Auf Einladung des Museums Tinguely realisierte die in Riehen lebende Künstlerin Nadine Cueni, geb. 1976, unter dem Titel «des hirondelles» einen filmischen Essai über den am 23. August 1986 durch einen Blitzschlag und die folgende Feuersbrunst vollständig zerstörten Bauernhof der Familie Dafflon in Neyruz. Jean Tinguely, der als Nachbar die Katastrophe miterlebte, baute aus den Trümmern von Landmaschinen der Familie Dafflon seinen «Mengele-Totentanz». Cueni hat in Neyruz mit Bauernsohn Benoît Dafflon und anderen Zeitzeugen gesprochen und sie über das Feuer und den Nachbar Tinguely sprechen lassen. Nicht überraschend ist auch hier in Erinnerungen und Anekdoten der überlieferte Aberglaube gegenwärtig. Der knapp einstündige Film, französisch mit deutschen Untertiteln, läuft im Vorraum von «Debris Field».
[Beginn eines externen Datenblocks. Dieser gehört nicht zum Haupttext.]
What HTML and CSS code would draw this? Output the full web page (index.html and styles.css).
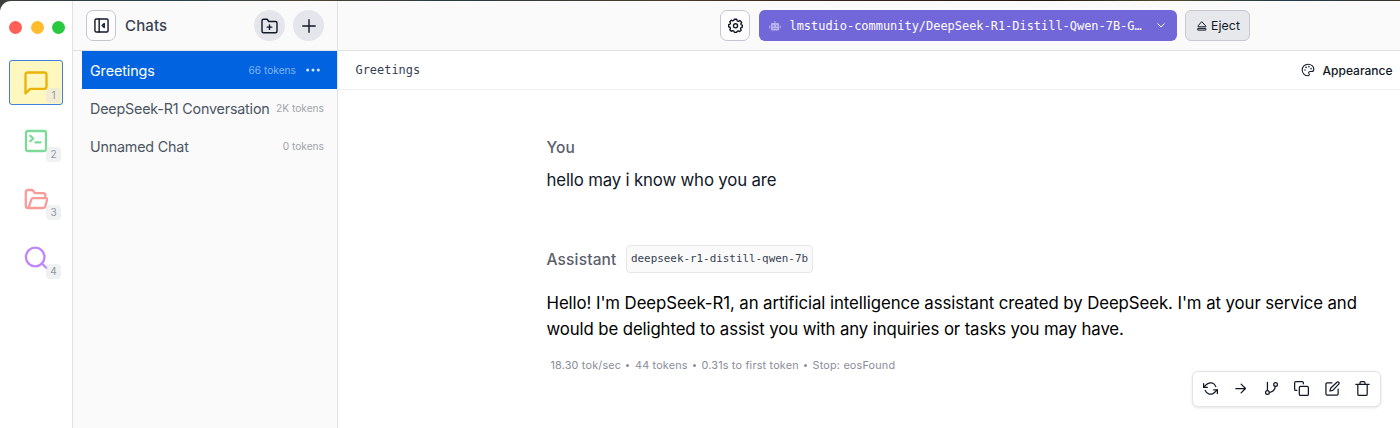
FILE: index.html
```html
<!DOCTYPE html>
<html lang="en">
<head>
  <meta charset="UTF-8">
  <meta name="viewport" content="width=device-width, initial-scale=1.0">
  <title>Chats</title>
  <link rel="stylesheet" href="styles.css">
</head>
<body>
  <div class="window">
    <nav class="rail">
      <div class="lights">
        <span class="light red"></span>
        <span class="light yellow"></span>
        <span class="light green"></span>
      </div>
      <div class="rail-item active">
        <svg class="chat-icon" viewBox="0 0 24 24"><path d="M21 15a2 2 0 0 1-2 2H7l-4 4V5a2 2 0 0 1 2-2h14a2 2 0 0 1 2 2z"/></svg>
        <span class="key">1</span>
      </div>
      <div class="rail-item">
        <svg class="terminal-icon" viewBox="0 0 24 24"><rect x="2" y="2" width="20" height="20" rx="2"/><path d="M6.3 6.8l3 2.7-3 2.7M11.5 13.3h5"/></svg>
        <span class="key">2</span>
      </div>
      <div class="rail-item">
        <svg class="folder-icon" viewBox="0 0 24 24"><path d="M4.5 20H4a2.200 2.200 0 0 1-2.200-2.200V4A2 2 0 0 1 3.800 2h3.700c.7 0 1.200.3 1.600.8L11 5.200h8.300a2 2 0 0 1 2 2v3M4.500 20l3-8.800c.2-.6.700-1 1.300-1h13.200c.8 0 1.300.7 1.100 1.500l-1.900 6.800a2 2 0 0 1-1.900 1.500z"/></svg>
        <span class="key">3</span>
      </div>
      <div class="rail-item">
        <svg class="search-icon" viewBox="0 0 24 24"><circle cx="11.200" cy="11" r="9.300"/><path d="M18 17.500l4.500 4.500"/></svg>
        <span class="key">4</span>
      </div>
    </nav>

    <aside class="sidebar">
      <header class="sidebar-header">
        <button class="icon-btn">
          <svg class="panel-icon" viewBox="0 0 16 16"><rect x="1" y="1" width="14" height="14" rx="1.500"/><path d="M5.500 1v14M10.900 5.800L8.700 8l2.200 2.200z"/></svg>
        </button>
        <h1>Chats</h1>
        <button class="round-btn">
          <svg class="new-folder-icon" viewBox="0 0 24 24"><path d="M22 19a2 2 0 0 1-2 2H4a2 2 0 0 1-2-2V5a2 2 0 0 1 2-2h5l2 3h9a2 2 0 0 1 2 2zM12 10.500v6M9 13.500h6"/></svg>
        </button>
        <button class="round-btn">
          <svg class="plus-icon" viewBox="0 0 14 14"><path d="M7 .8v12.400M.8 7h12.400"/></svg>
        </button>
      </header>
      <div class="chat-list">
        <div class="chat selected">
          <span class="chat-name">Greetings</span>
          <span class="tokens">66 tokens</span>
          <svg class="dots" viewBox="0 0 14 4"><circle cx="1.700" cy="2" r="1.500"/><circle cx="7" cy="2" r="1.500"/><circle cx="12.300" cy="2" r="1.500"/></svg>
        </div>
        <div class="chat">
          <span class="chat-name">DeepSeek-R1 Conversation</span>
          <span class="tokens">2K tokens</span>
        </div>
        <div class="chat">
          <span class="chat-name">Unnamed Chat</span>
          <span class="tokens">0 tokens</span>
        </div>
      </div>
    </aside>

    <main class="main">
      <header class="topbar">
        <button class="icon-btn">
          <svg class="gear-icon" viewBox="0 0 24 24"><path d="M10 2h4l.7 2.700 1.900.8L19 4.100 21.900 7l-1.400 2.400.6 1.600L23 11.500v3l-2.200.8-.8 1.800 1.100 2.300-2.400 2.300-2.300-1.100-1.800.7L13.700 23h-3.400l-.8-2.100-1.900-.7-2.300 1-2.400-2.400L4 16.700l-.8-1.900L1 14v-3.300l2.300-.8.7-1.800L2.900 5.900l2.400-2.400 2.300 1 1.700-.7z"/><circle cx="12" cy="12.500" r="3.300"/></svg>
        </button>
        <button class="model-picker">
          <svg class="robot-icon" viewBox="0 0 12 10"><path d="M5.500 0h1v2H9a1 1 0 0 1 1 1v5.500a1 1 0 0 1-1 1H3a1 1 0 0 1-1-1V3a1 1 0 0 1 1-1h2.500zM.3 4.500h1v3h-1zM10.700 4.500h1v3h-1z"/><path class="robot-face" d="M3.600 4.200h1.300v1.200H3.600zM7.100 4.200h1.300v1.200H7.100zM3.800 7.200h.9v.8h-.9zM5.600 7.200h.9v.8h-.9zM7.300 7.200h.9v.8h-.9z"/></svg>
          <span class="model-name">lmstudio-community/DeepSeek-R1-Distill-Qwen-7B-G…</span>
          <svg class="chevron" viewBox="0 0 8 5"><path d="M.7.7L4 4 7.300.7"/></svg>
        </button>
        <button class="eject-btn">
          <svg class="eject-icon" viewBox="0 0 10 10"><path d="M5 .9l3.800 4.200v.7H1.200v-.7zM1.200 7.400h7.600v1.700H1.200z"/></svg>
          Eject
        </button>
      </header>

      <div class="chat-header">
        <span class="chat-title">Greetings</span>
        <span class="appearance">
          <svg class="palette-icon" viewBox="0 0 24 24"><path d="M12 2a10 10 0 1 0 0 20c1.500 0 2.300-1 2.300-2.200 0-1.400-1.200-1.900-1.200-3.200 0-1.200 1-2.100 2.400-2.100H18c2.500 0 4-1.500 4-4C22 5.700 17.500 2 12 2z"/><circle cx="6.800" cy="12" r=".5"/><circle cx="8.800" cy="7.500" r=".5"/><circle cx="13.500" cy="6.300" r=".5"/><circle cx="17.300" cy="9.700" r=".5"/></svg>
          Appearance
        </span>
      </div>

      <section class="messages">
        <div class="role">You</div>
        <p class="user-text">hello may i know who you are</p>
        <div class="role assistant">Assistant <span class="model-tag">deepseek-r1-distill-qwen-7b</span></div>
        <p class="reply">
          <span class="line">Hello! I'm DeepSeek-R1, an artificial intelligence assistant created by DeepSeek. I'm at your service and</span>
          <span class="line last">would be delighted to assist you with any inquiries or tasks you may have.</span>
        </p>
        <div class="stats">
          <span>18.30 tok/sec</span><i></i><span>44 tokens</span><i></i><span>0.31s to first token</span><i></i><span>Stop: eosFound</span>
        </div>
      </section>

      <div class="actions">
        <svg viewBox="0 0 24 24"><path d="M1 4v6h6M23 20v-6h-6"/><path d="M20.500 9A9 9 0 0 0 5.600 5.600L1 10M23 14l-4.600 4.400A9 9 0 0 1 3.500 15"/></svg>
        <svg viewBox="0 0 24 24"><path d="M4.500 12h15.500M13 5l7 7-7 7"/></svg>
        <svg viewBox="0 0 24 24"><path d="M5.500 2v13M18 8.500a9.500 9.500 0 0 1-9.300 9.500"/><circle cx="18.500" cy="5.500" r="3"/><circle cx="5.500" cy="18.500" r="3"/></svg>
        <svg viewBox="0 0 24 24"><rect x="8.500" y="8.500" width="14.500" height="14.500" rx="2"/><path d="M4.500 15H3a2 2 0 0 1-2-2V3a2 2 0 0 1 2-2h10a2 2 0 0 1 2 2v1.500"/></svg>
        <svg viewBox="0 0 24 24"><path d="M11 3H3.500a2 2 0 0 0-2 2v15.500a2 2 0 0 0 2 2H19a2 2 0 0 0 2-2V13"/><path d="M19 2a2.100 2.100 0 0 1 3 3L12.500 15l-4.500 1 1-4.500z"/></svg>
        <svg viewBox="0 0 24 24"><path d="M1.500 5.500h21M19.500 5.500V21a2 2 0 0 1-2 2h-11a2 2 0 0 1-2-2V5.500M8 5.500V3a2 2 0 0 1 2-2h4a2 2 0 0 1 2 2v2.500"/></svg>
      </div>
    </main>
  </div>
</body>
</html>
```

FILE: styles.css
```css
* {
  box-sizing: border-box;
}

body {
  margin: 0;
  height: 428px;
  padding-top: 1px;
  overflow: hidden;
  background: linear-gradient(90deg, #3b3f3a, #29434e 12%, #4d4632 22%, #283c40 32%, #4b3c2a 48%, #35251d 58%, #24170f 75%, #4e4a2c 83%, #223a4c 92%, #383323);
  font-family: Inter, "Liberation Sans", sans-serif;
  color: #111827;
}

h1, p {
  margin: 0;
}

button {
  padding: 0;
  font-family: inherit;
  color: inherit;
}

svg {
  display: block;
  flex: none;
  fill: none;
  stroke: currentColor;
  stroke-width: 2;
  stroke-linecap: round;
  stroke-linejoin: round;
}

.window {
  display: flex;
  height: 427px;
  background: #fff;
  border-top-left-radius: 11px;
  overflow: hidden;
}

/* Left icon rail */
.rail {
  width: 73px;
  flex: none;
  border-right: 1px solid #e1e2e5;
}

.lights {
  display: flex;
  gap: 8.500px;
  padding: 20px 0 0 9px;
  height: 59px;
}

.light {
  width: 13px;
  height: 13px;
  border-radius: 50%;
}

.red { background: #ff5f57; }
.yellow { background: #febc2e; }
.green { background: #28c840; }

.rail-item {
  position: relative;
  display: flex;
  align-items: center;
  justify-content: center;
  width: 54px;
  height: 45px;
  margin: 0 0 13.500px 9px;
  border: 1px solid transparent;
  border-radius: 3px;
}

.rail-item.active {
  background: #fef7c0;
  border-color: #3d83dc;
}

.rail-item svg {
  width: 24px;
  height: 24px;
  stroke-width: 2.300;
}

.rail-item .chat-icon {
  width: 28px;
  height: 28px;
  stroke-width: 2;
  color: #eab308;
}

.terminal-icon { color: #7ddb98; }
.folder-icon { color: #fb9a9a; }
.search-icon { color: #c084fc; }

.key {
  position: absolute;
  right: 1px;
  bottom: 1px;
  width: 15px;
  height: 15px;
  border-radius: 4px;
  background: rgba(226, 228, 232, 0.5);
  color: #9296a0;
  font-size: 10px;
  line-height: 15px;
  text-align: center;
}

/* Chat list */
.sidebar {
  width: 265px;
  flex: none;
  background: #fafafa;
  border-right: 1px solid #e1e2e5;
}

.sidebar-header {
  display: flex;
  align-items: center;
  height: 50px;
  padding: 0 13px;
  border-bottom: 1px solid #e1e2e5;
}

.sidebar-header h1 {
  flex: 1;
  margin-left: 9px;
  font-size: 15px;
  font-weight: 500;
  letter-spacing: 0.150px;
  color: #374151;
}

.icon-btn {
  display: flex;
  align-items: center;
  justify-content: center;
  width: 30px;
  height: 31px;
  border: 1px solid #c4c6cf;
  border-radius: 7px;
  background: #fdfdfd;
}

.panel-icon {
  width: 15px;
  height: 15px;
  stroke-width: 1.500;
}

.round-btn {
  display: flex;
  align-items: center;
  justify-content: center;
  width: 31px;
  height: 31px;
  margin-left: 8px;
  border: 0;
  border-radius: 50%;
  background: #e5e6eb;
}

.new-folder-icon {
  width: 19px;
  height: 18px;
  stroke-width: 1.900;
}

.plus-icon {
  width: 14px;
  height: 14px;
  stroke-width: 1.400;
}

.chat {
  display: flex;
  align-items: center;
  height: 38px;
  margin-left: 8.500px;
  padding: 0 13px 0 8.500px;
  font-size: 14.300px;
  letter-spacing: -0.180px;
  color: #4b5563;
  white-space: nowrap;
}

.chat.selected {
  padding-right: 17px;
  background: #0263e0;
  color: #fff;
  letter-spacing: -0.080px;
}

.chat-name {
  flex: 1;
}

.tokens {
  font-size: 10.200px;
  letter-spacing: 0;
  color: #a0a3ab;
}

.selected .tokens {
  color: #83b3f2;
}

.dots {
  width: 14px;
  height: 4px;
  margin-left: 10px;
  fill: #d5e5fb;
  stroke: none;
}

/* Main area */
.main {
  position: relative;
  flex: 1;
  min-width: 0;
}

.topbar {
  display: flex;
  align-items: center;
  height: 50px;
  padding-left: 382px;
  background: #fafafa;
  border-bottom: 1px solid #e1e2e5;
}

.gear-icon {
  width: 15px;
  height: 15px;
  stroke-width: 2.200;
}

.model-picker {
  display: flex;
  align-items: center;
  width: 418px;
  height: 31px;
  margin: 0 8px 0 9px;
  padding: 0 12px 0 10px;
  border: 0;
  border-radius: 6px;
  background: #7167d8;
  color: #fff;
}

.robot-icon {
  width: 12px;
  height: 10px;
  fill: #b9b3ec;
  stroke: none;
}

.robot-face {
  fill: #7167d8;
}

.model-name {
  flex: 1;
  margin-left: 8.500px;
  font: 11.940px "DejaVu Sans Mono", monospace;
  text-align: left;
  white-space: nowrap;
}

.chevron {
  width: 8px;
  height: 5px;
  stroke-width: 1;
}

.eject-btn {
  display: flex;
  align-items: center;
  gap: 4px;
  width: 65px;
  height: 31px;
  padding-left: 11px;
  border: 1px solid #c8c9d0;
  border-radius: 6px;
  background: #e7e8ec;
  font-size: 12.300px;
  letter-spacing: 0.100px;
}

.eject-icon {
  width: 10px;
  height: 10px;
  stroke-width: 1;
}

.chat-header {
  display: flex;
  align-items: center;
  justify-content: space-between;
  height: 39px;
  padding: 0 7.500px 0 17.500px;
  border-bottom: 1px solid #eeeff1;
}

.chat-title {
  font: 11.940px "DejaVu Sans Mono", monospace;
  color: #374151;
}

.appearance {
  display: flex;
  align-items: center;
  gap: 8px;
  font-size: 12px;
  font-weight: 500;
}

.palette-icon {
  width: 14px;
  height: 14px;
  stroke-width: 1.800;
}

/* Messages */
.messages {
  padding: 45px 0 0 208.500px;
  white-space: nowrap;
}

.role {
  display: flex;
  align-items: center;
  height: 24px;
  font-size: 15.500px;
  font-weight: 500;
  letter-spacing: 0.150px;
  color: #5c606c;
}

.user-text {
  height: 26px;
  margin-top: 8px;
  font-size: 16.800px;
  letter-spacing: -0.160px;
  line-height: 26px;
}

.assistant {
  height: 28px;
  margin-top: 52px;
}

.model-tag {
  height: 28px;
  margin-left: 9.500px;
  padding: 0 4px;
  border: 1px solid #e6e7e9;
  border-radius: 4px;
  background: #fafafa;
  font: 10.900px/26px "DejaVu Sans Mono", monospace;
  letter-spacing: 0;
  color: #374151;
}

.reply {
  margin-top: 17px;
  color: #000;
  font-size: 16.800px;
  letter-spacing: -0.075px;
  line-height: 26px;
}

.line {
  display: block;
}

.line.last {
  letter-spacing: -0.115px;
}

.stats {
  display: flex;
  align-items: center;
  height: 16px;
  margin: 15px 0 0 4px;
  font-size: 10.800px;
  letter-spacing: 0.200px;
  color: #8a8d99;
}

.stats i {
  width: 3px;
  height: 3px;
  margin: 0 5.500px 0 5.300px;
  border-radius: 50%;
  background: #8a8d99;
}

/* Message actions float over the bottom right */
.actions {
  position: absolute;
  right: 19px;
  bottom: 21px;
  display: flex;
  align-items: center;
  justify-content: space-between;
  width: 189px;
  height: 36px;
  padding: 0 10px 1px;
  border: 1px solid #e2e3e6;
  border-radius: 6px;
  background: #fff;
  box-shadow: 0 1px 3px rgba(0, 0, 0, 0.1);
}

.actions svg {
  width: 15px;
  height: 15px;
}
```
Zur Ausstellung von Lois Weinberger erschien ein schön illustrierter Katalog (Englisch und Deutsch), der sich an die anlässlich der documenta 14 erschienene, inzwischen vergriffene Publikation «Debris Field – Erkundungen im Abgelebten, 2010-2016» anlehnt. Er enthält einen poetischen Text von Lois Weinberger und Beiträge von Roland Wetzel und Adam Szmyczyk. Wetzel, R. (Hrsg.): Lois Weinberger. Debris Field. Erkundungen im Abgelebten. 36 Seiten CHF 14.00 im Museumsshop.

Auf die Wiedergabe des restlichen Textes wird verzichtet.